• _EXERCISE INSTRUCTIONS_
Could you retype the lines below, starting at the line holding "Give me the" and stopping at the line holding "const rows = ['Use", inclusive? Copy them exactly and drop the images.

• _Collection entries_

--- START ---

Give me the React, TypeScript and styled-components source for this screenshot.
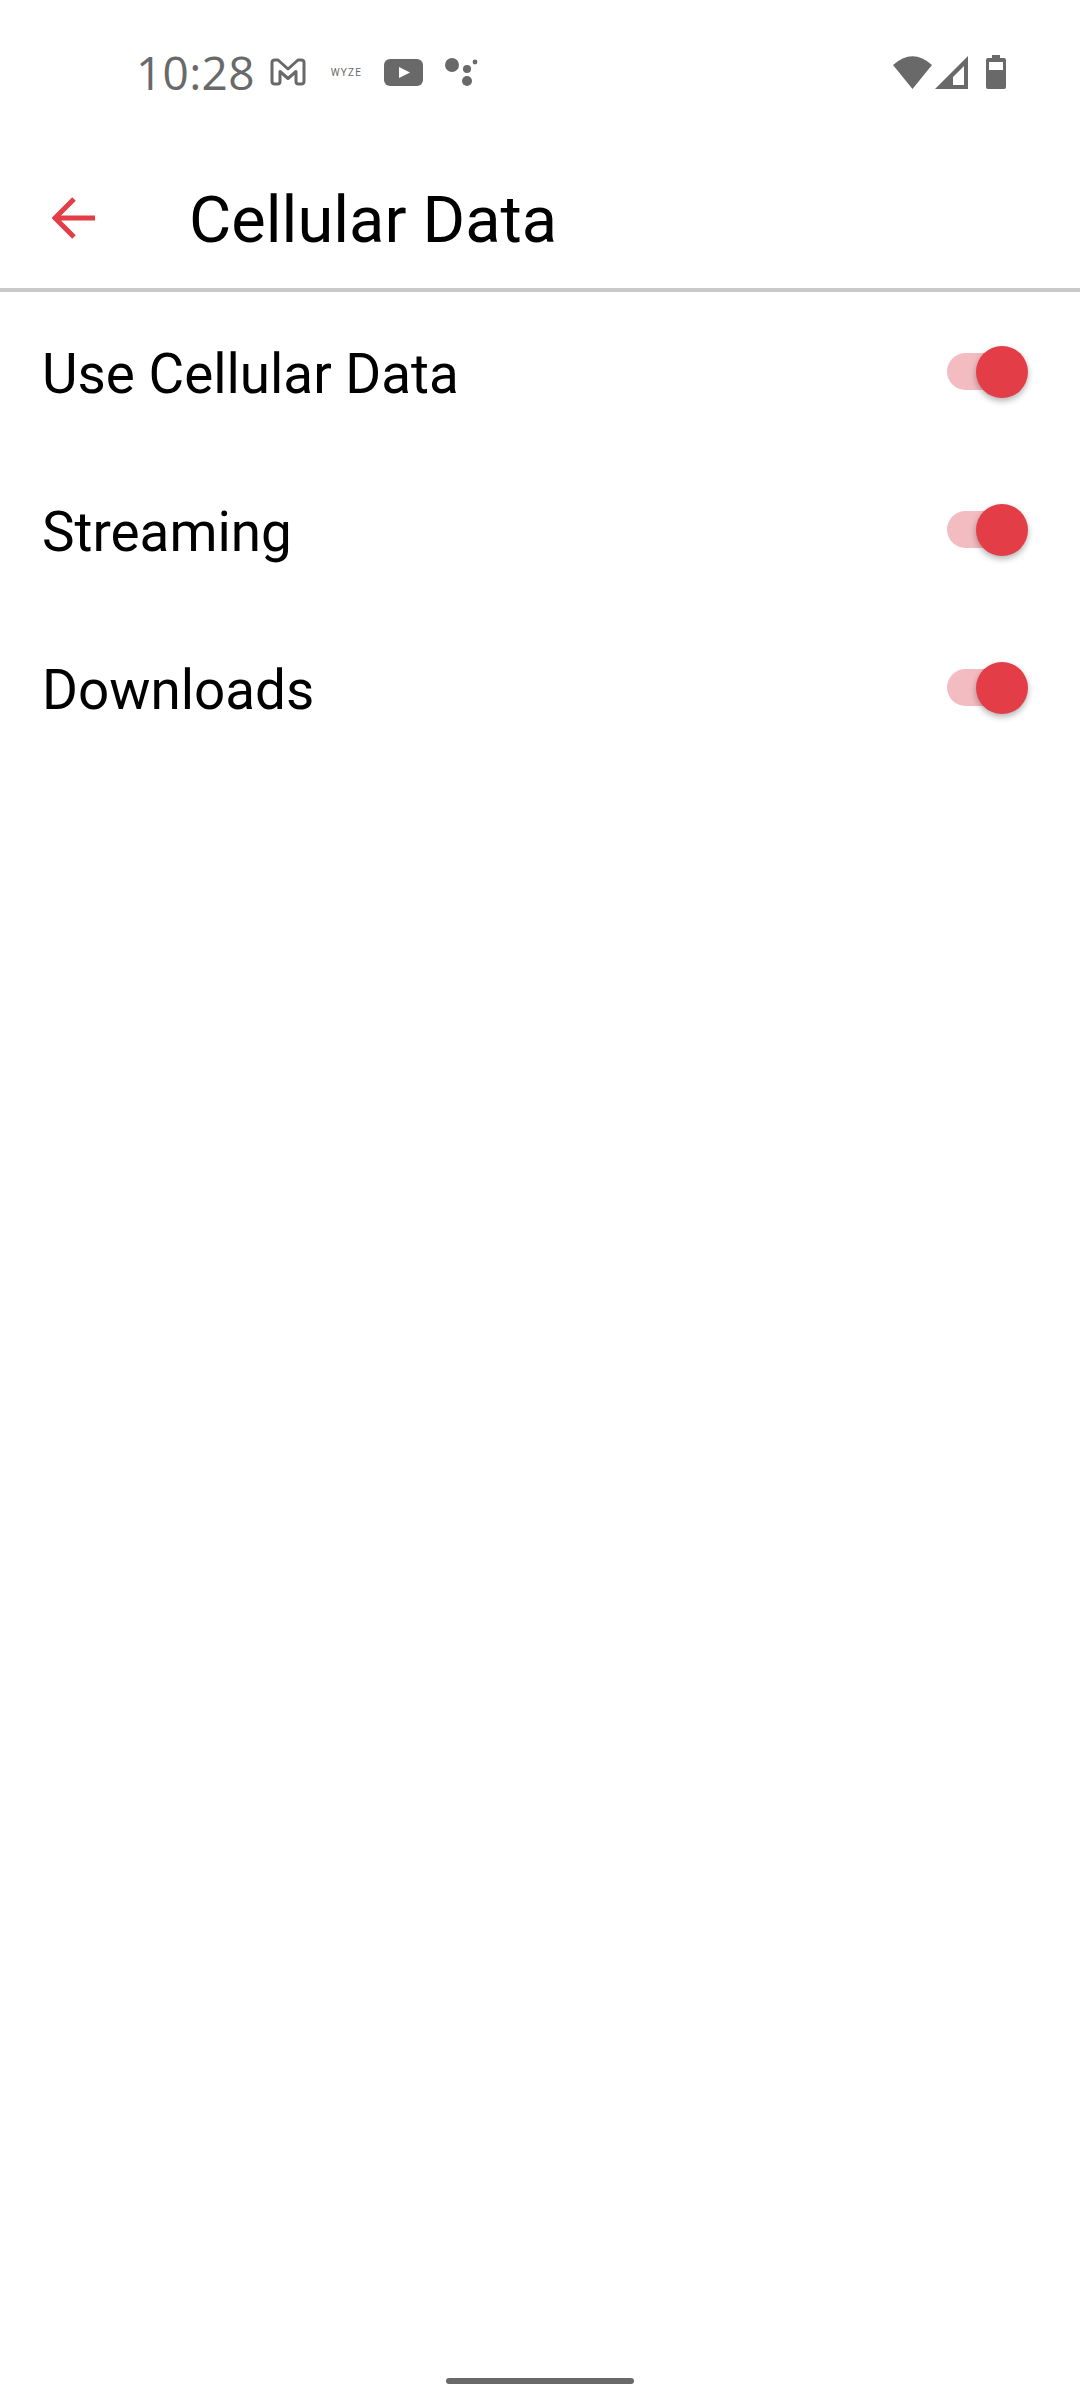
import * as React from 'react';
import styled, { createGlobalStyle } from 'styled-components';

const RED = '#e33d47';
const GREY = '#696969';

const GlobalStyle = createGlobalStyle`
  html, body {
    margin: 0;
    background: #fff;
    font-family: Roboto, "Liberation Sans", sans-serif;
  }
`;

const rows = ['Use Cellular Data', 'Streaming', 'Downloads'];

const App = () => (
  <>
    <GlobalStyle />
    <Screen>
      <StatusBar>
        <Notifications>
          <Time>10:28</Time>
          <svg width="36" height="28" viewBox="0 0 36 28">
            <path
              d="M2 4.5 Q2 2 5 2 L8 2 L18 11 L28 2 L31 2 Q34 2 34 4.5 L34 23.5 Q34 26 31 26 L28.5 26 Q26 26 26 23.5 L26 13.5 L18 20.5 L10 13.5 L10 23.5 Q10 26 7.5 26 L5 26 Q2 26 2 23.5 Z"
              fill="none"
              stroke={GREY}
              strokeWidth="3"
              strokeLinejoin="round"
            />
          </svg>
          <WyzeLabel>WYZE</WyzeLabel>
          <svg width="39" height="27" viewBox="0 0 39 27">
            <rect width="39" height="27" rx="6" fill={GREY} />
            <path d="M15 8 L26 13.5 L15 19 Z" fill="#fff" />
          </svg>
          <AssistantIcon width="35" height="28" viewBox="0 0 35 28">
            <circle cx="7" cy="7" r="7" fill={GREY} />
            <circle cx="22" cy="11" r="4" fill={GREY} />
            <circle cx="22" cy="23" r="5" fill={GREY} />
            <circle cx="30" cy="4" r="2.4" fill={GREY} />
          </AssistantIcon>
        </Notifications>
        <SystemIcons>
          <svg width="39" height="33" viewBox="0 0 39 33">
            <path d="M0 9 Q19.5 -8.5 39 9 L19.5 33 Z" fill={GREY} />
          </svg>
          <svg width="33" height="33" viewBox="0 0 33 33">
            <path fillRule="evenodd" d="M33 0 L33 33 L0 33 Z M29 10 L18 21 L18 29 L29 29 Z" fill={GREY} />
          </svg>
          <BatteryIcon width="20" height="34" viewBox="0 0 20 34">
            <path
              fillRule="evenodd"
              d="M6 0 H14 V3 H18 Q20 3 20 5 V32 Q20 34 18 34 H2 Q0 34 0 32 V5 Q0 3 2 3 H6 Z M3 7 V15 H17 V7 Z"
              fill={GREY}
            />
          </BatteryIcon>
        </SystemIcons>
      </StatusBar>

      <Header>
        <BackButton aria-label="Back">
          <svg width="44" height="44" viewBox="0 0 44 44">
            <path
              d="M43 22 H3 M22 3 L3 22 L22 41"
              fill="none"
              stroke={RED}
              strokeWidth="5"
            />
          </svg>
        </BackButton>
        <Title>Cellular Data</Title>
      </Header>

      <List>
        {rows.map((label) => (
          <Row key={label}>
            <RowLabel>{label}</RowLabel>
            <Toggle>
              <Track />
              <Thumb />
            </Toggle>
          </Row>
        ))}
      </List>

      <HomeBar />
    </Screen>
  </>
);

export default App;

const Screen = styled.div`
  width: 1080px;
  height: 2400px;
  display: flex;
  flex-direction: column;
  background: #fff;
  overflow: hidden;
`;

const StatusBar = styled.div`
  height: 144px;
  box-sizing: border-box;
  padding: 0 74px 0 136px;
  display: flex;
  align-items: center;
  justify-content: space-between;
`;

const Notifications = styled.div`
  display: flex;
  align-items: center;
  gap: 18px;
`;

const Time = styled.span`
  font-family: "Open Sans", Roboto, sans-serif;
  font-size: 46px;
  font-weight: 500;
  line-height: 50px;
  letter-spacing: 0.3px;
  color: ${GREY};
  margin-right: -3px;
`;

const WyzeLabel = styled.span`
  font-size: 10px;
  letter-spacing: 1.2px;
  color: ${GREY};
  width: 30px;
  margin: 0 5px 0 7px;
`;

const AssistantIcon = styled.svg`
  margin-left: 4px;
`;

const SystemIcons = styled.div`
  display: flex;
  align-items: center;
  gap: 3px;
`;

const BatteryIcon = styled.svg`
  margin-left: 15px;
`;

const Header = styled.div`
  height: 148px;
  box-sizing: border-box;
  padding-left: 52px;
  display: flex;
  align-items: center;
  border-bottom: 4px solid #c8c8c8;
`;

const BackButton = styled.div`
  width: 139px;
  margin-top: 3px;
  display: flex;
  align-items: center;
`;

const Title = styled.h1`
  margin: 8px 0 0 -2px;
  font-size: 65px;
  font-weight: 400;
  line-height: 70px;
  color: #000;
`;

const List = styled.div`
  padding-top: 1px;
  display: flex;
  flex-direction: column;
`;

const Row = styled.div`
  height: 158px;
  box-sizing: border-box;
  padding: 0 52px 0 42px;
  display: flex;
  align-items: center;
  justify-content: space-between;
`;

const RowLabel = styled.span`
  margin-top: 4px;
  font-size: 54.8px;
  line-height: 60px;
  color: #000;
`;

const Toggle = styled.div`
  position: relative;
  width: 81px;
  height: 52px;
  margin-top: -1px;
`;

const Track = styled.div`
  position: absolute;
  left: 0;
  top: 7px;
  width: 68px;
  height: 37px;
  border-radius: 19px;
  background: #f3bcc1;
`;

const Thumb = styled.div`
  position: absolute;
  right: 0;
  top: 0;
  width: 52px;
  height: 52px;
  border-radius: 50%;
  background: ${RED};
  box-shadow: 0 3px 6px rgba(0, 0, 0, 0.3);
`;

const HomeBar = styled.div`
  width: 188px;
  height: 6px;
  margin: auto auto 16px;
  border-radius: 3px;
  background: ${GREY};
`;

--- END ---
--- START ---

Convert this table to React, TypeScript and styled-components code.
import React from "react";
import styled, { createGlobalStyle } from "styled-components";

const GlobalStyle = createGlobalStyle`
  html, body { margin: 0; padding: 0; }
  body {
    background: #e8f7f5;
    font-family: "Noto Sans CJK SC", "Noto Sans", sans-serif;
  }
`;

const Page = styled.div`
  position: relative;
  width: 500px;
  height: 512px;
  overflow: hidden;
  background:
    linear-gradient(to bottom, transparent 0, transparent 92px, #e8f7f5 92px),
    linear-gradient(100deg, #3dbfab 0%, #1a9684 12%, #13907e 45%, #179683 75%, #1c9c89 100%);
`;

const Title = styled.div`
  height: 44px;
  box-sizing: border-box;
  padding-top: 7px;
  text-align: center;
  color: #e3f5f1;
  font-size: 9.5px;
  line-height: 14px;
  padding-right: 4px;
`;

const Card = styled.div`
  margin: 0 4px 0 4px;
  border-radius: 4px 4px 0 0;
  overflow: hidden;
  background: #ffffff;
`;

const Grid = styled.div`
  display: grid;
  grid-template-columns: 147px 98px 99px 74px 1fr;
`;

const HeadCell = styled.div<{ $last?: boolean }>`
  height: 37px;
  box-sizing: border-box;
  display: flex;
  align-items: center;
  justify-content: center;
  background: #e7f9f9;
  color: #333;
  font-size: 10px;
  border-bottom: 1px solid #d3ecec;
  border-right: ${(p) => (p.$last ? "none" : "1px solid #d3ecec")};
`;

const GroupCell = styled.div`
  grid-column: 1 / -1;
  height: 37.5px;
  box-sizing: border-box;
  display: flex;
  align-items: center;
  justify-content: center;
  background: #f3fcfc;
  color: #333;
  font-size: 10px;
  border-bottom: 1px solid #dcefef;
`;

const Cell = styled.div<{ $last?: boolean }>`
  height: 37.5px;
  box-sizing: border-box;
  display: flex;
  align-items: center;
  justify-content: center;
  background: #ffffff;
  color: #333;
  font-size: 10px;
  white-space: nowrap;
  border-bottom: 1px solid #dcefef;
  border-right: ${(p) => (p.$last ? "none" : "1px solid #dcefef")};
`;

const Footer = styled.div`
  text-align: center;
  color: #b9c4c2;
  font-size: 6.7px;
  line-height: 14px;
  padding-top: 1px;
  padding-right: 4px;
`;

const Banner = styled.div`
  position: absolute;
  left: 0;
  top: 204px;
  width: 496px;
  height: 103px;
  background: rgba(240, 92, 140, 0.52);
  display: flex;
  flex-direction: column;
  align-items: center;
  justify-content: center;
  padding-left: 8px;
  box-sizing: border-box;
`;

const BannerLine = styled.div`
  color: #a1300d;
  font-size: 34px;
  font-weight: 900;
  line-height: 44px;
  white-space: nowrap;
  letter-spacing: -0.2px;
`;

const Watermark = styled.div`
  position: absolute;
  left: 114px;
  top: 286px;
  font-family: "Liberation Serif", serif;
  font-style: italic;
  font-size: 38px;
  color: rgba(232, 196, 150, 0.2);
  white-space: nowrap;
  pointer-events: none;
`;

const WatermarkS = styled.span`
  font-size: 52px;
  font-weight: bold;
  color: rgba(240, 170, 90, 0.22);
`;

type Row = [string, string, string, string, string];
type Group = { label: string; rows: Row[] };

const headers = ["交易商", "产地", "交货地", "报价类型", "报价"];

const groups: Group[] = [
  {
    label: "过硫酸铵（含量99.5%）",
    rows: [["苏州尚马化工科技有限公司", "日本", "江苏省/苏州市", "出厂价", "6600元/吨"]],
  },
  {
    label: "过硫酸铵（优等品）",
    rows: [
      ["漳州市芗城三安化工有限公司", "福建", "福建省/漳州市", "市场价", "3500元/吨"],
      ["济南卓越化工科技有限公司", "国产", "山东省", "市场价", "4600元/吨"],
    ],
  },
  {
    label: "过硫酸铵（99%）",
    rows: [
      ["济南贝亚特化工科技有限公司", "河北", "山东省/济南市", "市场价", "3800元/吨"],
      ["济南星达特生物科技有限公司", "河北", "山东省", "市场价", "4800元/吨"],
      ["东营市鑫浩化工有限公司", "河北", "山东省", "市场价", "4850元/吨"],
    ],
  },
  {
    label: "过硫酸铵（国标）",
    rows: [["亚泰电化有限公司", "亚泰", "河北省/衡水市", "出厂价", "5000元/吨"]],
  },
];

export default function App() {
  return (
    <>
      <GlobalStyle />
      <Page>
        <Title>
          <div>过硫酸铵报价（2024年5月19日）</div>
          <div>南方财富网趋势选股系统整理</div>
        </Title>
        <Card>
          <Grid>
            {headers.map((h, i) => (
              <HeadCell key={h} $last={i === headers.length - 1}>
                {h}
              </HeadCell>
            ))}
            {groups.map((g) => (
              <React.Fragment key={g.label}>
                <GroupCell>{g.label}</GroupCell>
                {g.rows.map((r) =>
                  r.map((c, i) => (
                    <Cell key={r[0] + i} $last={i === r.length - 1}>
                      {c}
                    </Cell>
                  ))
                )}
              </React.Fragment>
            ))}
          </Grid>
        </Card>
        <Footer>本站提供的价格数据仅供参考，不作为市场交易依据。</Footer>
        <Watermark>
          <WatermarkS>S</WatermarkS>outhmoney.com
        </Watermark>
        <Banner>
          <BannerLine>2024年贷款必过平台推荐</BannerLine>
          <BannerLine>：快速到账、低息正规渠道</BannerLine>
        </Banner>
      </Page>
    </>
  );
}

--- END ---

• _FINISHED EXERCISE_
Give me the React, TypeScript and styled-components source for this screenshot.
import * as React from 'react';
import styled, { createGlobalStyle } from 'styled-components';

const RED = '#e33d47';
const GREY = '#696969';

const GlobalStyle = createGlobalStyle`
  html, body {
    margin: 0;
    background: #fff;
    font-family: Roboto, "Liberation Sans", sans-serif;
  }
`;

const rows = ['Use Cellular Data', 'Streaming', 'Downloads'];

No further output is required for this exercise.